**A run of records**
"""
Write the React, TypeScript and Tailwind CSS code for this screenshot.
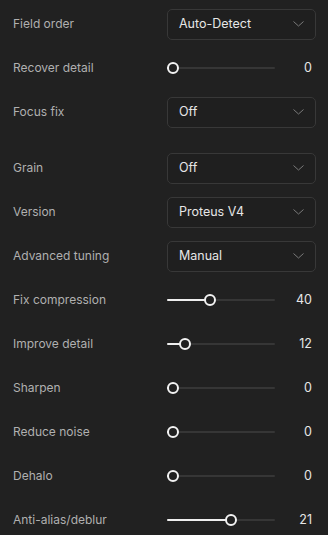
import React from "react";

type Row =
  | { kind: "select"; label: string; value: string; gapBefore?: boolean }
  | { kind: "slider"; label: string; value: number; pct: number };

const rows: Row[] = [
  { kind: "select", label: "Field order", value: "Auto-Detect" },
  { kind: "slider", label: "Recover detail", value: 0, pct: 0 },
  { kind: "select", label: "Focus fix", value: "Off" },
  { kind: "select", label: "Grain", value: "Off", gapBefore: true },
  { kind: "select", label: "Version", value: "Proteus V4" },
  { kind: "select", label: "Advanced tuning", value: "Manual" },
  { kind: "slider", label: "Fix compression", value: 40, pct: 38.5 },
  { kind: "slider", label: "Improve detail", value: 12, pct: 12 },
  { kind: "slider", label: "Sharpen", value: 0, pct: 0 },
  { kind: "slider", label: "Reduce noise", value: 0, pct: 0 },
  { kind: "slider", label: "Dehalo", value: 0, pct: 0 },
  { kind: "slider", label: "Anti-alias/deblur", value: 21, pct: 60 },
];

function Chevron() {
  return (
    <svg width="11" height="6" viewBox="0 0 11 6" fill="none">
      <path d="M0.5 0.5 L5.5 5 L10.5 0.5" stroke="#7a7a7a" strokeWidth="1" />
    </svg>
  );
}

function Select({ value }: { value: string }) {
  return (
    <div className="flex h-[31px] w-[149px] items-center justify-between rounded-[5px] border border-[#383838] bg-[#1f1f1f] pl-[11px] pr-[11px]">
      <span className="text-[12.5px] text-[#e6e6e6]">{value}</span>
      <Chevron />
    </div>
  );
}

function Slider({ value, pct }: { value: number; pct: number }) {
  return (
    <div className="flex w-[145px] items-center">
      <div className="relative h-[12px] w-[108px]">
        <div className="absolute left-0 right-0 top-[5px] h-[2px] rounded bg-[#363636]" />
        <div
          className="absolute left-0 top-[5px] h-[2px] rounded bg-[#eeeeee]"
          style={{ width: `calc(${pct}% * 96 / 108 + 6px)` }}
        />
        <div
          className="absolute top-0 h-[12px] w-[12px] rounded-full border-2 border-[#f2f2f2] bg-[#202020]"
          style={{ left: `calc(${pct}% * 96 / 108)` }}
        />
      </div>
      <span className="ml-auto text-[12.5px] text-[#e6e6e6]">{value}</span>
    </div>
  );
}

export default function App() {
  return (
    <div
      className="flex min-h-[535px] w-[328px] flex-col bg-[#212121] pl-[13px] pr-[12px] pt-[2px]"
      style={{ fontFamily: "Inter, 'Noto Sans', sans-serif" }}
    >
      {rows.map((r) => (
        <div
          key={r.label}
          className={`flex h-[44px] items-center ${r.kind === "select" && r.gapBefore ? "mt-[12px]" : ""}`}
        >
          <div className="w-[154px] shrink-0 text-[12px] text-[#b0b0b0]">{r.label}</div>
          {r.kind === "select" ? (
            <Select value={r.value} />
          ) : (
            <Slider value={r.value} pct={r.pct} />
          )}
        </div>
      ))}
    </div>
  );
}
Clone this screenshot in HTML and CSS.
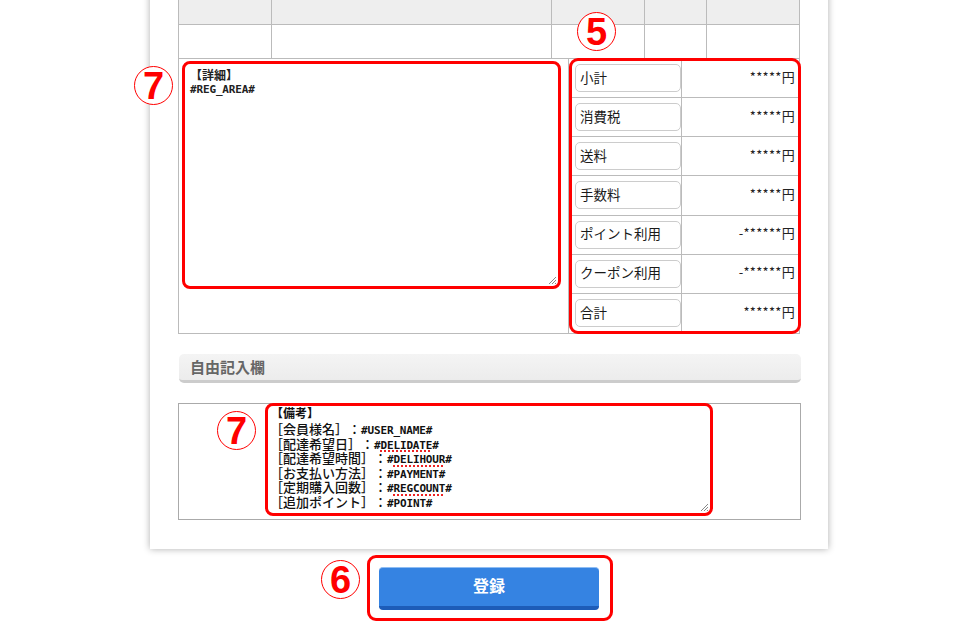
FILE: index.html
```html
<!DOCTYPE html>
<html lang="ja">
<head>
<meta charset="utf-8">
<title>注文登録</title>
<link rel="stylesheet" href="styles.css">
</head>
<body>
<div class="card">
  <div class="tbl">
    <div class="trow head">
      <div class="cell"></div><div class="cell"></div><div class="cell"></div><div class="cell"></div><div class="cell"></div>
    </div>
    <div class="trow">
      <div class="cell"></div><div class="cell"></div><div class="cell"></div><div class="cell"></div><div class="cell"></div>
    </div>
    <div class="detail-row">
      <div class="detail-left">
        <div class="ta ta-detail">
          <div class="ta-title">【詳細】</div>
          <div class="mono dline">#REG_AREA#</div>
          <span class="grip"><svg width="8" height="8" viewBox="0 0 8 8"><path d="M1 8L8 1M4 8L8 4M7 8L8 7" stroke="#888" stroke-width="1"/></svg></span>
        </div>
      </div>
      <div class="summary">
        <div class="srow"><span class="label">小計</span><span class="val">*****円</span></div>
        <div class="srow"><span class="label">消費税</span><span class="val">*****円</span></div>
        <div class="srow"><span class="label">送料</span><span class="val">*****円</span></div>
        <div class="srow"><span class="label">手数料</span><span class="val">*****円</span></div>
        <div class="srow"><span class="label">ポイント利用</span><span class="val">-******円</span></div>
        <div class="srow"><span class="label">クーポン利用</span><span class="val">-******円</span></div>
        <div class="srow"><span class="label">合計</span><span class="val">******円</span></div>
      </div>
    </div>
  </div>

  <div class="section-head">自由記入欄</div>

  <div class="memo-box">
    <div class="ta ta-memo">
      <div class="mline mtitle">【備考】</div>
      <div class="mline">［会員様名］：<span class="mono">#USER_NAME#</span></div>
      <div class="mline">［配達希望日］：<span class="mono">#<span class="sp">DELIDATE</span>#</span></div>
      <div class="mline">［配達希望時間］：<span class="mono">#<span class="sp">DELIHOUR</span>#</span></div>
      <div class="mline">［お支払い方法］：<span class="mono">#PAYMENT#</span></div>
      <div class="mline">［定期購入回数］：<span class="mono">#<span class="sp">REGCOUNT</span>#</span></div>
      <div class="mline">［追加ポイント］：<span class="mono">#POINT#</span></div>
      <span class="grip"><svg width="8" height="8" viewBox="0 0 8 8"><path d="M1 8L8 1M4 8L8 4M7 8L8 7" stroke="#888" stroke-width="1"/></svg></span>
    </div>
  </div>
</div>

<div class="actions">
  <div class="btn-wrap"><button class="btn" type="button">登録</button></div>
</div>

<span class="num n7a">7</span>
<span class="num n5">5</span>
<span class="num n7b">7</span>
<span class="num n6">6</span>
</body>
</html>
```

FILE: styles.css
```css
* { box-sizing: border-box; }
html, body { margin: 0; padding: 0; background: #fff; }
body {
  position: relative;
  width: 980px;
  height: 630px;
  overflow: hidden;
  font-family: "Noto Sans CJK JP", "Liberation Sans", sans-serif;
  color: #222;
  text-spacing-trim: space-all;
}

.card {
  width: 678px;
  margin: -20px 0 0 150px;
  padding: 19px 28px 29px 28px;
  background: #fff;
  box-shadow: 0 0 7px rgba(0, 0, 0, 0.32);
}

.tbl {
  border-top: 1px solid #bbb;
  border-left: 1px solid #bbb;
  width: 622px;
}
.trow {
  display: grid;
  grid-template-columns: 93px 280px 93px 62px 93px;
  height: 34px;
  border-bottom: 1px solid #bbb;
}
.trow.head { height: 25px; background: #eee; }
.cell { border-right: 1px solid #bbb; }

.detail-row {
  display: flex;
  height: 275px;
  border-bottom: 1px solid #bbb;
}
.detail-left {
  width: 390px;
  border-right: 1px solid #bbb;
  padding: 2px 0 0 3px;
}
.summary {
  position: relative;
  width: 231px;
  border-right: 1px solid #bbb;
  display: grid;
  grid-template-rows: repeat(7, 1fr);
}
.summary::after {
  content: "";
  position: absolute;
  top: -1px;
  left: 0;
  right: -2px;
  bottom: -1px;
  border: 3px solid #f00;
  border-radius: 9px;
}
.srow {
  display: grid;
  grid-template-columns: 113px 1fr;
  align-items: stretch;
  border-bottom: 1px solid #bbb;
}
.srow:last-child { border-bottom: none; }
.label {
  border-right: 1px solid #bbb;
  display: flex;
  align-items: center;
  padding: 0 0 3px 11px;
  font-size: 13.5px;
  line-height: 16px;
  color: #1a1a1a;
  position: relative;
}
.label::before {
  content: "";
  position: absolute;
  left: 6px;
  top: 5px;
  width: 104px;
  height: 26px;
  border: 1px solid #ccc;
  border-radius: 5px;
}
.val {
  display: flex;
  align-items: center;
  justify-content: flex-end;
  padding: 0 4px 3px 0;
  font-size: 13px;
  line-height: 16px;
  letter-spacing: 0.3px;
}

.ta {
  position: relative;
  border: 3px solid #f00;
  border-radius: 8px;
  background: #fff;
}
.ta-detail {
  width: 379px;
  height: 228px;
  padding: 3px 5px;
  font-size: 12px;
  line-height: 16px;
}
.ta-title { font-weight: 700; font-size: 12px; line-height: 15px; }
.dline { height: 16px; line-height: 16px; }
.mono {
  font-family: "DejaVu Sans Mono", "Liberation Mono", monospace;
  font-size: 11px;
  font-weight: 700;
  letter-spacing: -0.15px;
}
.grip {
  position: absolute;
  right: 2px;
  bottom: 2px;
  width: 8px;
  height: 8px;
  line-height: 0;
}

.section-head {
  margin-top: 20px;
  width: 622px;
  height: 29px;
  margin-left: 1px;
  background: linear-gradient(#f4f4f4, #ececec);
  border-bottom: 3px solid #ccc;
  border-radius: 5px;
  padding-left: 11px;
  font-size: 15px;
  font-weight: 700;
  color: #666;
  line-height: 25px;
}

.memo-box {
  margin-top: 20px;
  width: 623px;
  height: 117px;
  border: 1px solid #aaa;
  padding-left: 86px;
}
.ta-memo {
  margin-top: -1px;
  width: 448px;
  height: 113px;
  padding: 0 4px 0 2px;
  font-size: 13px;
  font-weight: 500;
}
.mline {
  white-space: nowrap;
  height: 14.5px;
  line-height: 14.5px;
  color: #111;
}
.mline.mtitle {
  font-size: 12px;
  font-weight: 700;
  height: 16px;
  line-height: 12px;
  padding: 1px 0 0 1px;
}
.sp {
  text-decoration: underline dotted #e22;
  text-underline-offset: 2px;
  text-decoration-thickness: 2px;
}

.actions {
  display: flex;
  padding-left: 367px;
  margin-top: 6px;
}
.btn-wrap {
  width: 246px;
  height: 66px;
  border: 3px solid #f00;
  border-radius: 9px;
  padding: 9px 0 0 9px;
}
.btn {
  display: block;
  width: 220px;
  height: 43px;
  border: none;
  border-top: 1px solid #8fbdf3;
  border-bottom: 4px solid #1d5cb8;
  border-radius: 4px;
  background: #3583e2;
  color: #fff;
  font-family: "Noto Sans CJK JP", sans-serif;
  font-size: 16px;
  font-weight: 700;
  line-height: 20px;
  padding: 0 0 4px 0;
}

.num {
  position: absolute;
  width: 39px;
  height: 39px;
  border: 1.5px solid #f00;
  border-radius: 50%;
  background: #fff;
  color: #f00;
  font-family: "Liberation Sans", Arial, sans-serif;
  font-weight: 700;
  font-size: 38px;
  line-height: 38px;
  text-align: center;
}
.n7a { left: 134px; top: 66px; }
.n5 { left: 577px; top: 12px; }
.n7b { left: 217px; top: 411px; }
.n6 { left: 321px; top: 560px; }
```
"""
**Stated task**
Begin at the top of the material above and output each line exactly, stopping after the line that holds "string; value: number;". Leave out pictures.

**Solution to this exercise**
Write the React, TypeScript and Tailwind CSS code for this screenshot.
import React from "react";

type Row =
  | { kind: "select"; label: string; value: string; gapBefore?: boolean }
  | { kind: "slider"; label: string; value: number; pct: number };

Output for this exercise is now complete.